◆ EXERCISE BRIEF ◆
Retype nothing but the lines from the start of the material up to and including the line with "const [selected, setSelected]". Pictures don't belong in the copy.

◆ DATASET EXTRACT ◆
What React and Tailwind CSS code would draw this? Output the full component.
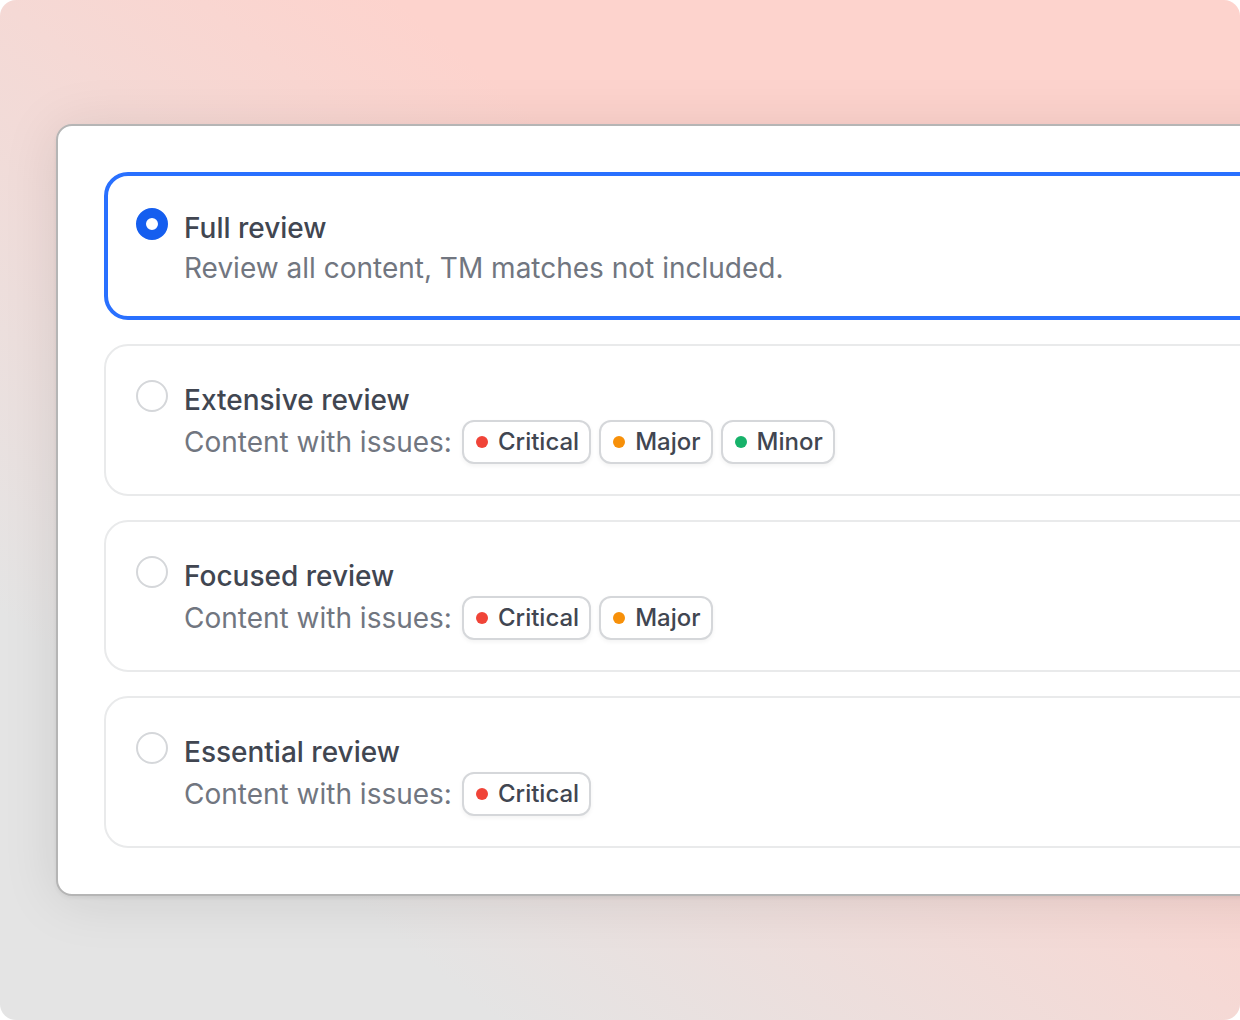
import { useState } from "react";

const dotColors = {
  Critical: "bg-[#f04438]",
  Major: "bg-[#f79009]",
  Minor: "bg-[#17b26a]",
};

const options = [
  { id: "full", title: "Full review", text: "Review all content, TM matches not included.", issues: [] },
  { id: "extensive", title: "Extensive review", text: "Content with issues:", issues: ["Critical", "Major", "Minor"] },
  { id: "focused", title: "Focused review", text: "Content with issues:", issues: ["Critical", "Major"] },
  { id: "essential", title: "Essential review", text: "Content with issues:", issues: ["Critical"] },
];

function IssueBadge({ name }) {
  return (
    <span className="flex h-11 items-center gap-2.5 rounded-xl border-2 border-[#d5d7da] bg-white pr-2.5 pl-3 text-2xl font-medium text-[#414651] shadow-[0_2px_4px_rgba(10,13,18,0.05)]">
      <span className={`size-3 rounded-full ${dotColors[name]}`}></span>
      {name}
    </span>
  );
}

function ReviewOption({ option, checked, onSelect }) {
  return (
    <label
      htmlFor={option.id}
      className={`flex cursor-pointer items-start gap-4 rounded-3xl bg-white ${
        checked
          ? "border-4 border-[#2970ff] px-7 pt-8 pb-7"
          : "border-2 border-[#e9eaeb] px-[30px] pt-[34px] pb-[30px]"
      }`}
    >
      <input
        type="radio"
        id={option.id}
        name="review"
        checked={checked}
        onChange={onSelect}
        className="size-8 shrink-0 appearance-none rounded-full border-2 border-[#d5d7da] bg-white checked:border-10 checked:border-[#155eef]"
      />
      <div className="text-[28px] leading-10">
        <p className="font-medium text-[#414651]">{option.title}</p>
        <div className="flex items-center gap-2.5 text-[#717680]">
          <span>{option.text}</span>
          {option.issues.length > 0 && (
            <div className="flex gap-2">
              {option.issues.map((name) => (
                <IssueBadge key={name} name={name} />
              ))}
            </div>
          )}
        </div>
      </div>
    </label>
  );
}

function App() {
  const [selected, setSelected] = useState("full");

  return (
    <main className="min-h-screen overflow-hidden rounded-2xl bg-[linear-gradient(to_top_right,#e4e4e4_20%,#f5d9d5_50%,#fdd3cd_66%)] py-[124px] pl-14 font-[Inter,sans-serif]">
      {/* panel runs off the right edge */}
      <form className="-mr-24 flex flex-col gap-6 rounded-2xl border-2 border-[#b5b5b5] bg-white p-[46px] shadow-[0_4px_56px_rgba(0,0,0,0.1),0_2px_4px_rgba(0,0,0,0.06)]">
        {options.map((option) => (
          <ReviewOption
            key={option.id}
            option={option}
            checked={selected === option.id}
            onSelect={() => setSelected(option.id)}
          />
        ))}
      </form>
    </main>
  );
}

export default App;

◆ RESPONSE ◆
What React and Tailwind CSS code would draw this? Output the full component.
import { useState } from "react";

const dotColors = {
  Critical: "bg-[#f04438]",
  Major: "bg-[#f79009]",
  Minor: "bg-[#17b26a]",
};

const options = [
  { id: "full", title: "Full review", text: "Review all content, TM matches not included.", issues: [] },
  { id: "extensive", title: "Extensive review", text: "Content with issues:", issues: ["Critical", "Major", "Minor"] },
  { id: "focused", title: "Focused review", text: "Content with issues:", issues: ["Critical", "Major"] },
  { id: "essential", title: "Essential review", text: "Content with issues:", issues: ["Critical"] },
];

function IssueBadge({ name }) {
  return (
    <span className="flex h-11 items-center gap-2.5 rounded-xl border-2 border-[#d5d7da] bg-white pr-2.5 pl-3 text-2xl font-medium text-[#414651] shadow-[0_2px_4px_rgba(10,13,18,0.05)]">
      <span className={`size-3 rounded-full ${dotColors[name]}`}></span>
      {name}
    </span>
  );
}

function ReviewOption({ option, checked, onSelect }) {
  return (
    <label
      htmlFor={option.id}
      className={`flex cursor-pointer items-start gap-4 rounded-3xl bg-white ${
        checked
          ? "border-4 border-[#2970ff] px-7 pt-8 pb-7"
          : "border-2 border-[#e9eaeb] px-[30px] pt-[34px] pb-[30px]"
      }`}
    >
      <input
        type="radio"
        id={option.id}
        name="review"
        checked={checked}
        onChange={onSelect}
        className="size-8 shrink-0 appearance-none rounded-full border-2 border-[#d5d7da] bg-white checked:border-10 checked:border-[#155eef]"
      />
      <div className="text-[28px] leading-10">
        <p className="font-medium text-[#414651]">{option.title}</p>
        <div className="flex items-center gap-2.5 text-[#717680]">
          <span>{option.text}</span>
          {option.issues.length > 0 && (
            <div className="flex gap-2">
              {option.issues.map((name) => (
                <IssueBadge key={name} name={name} />
              ))}
            </div>
          )}
        </div>
      </div>
    </label>
  );
}

function App() {
  const [selected, setSelected] = useState("full");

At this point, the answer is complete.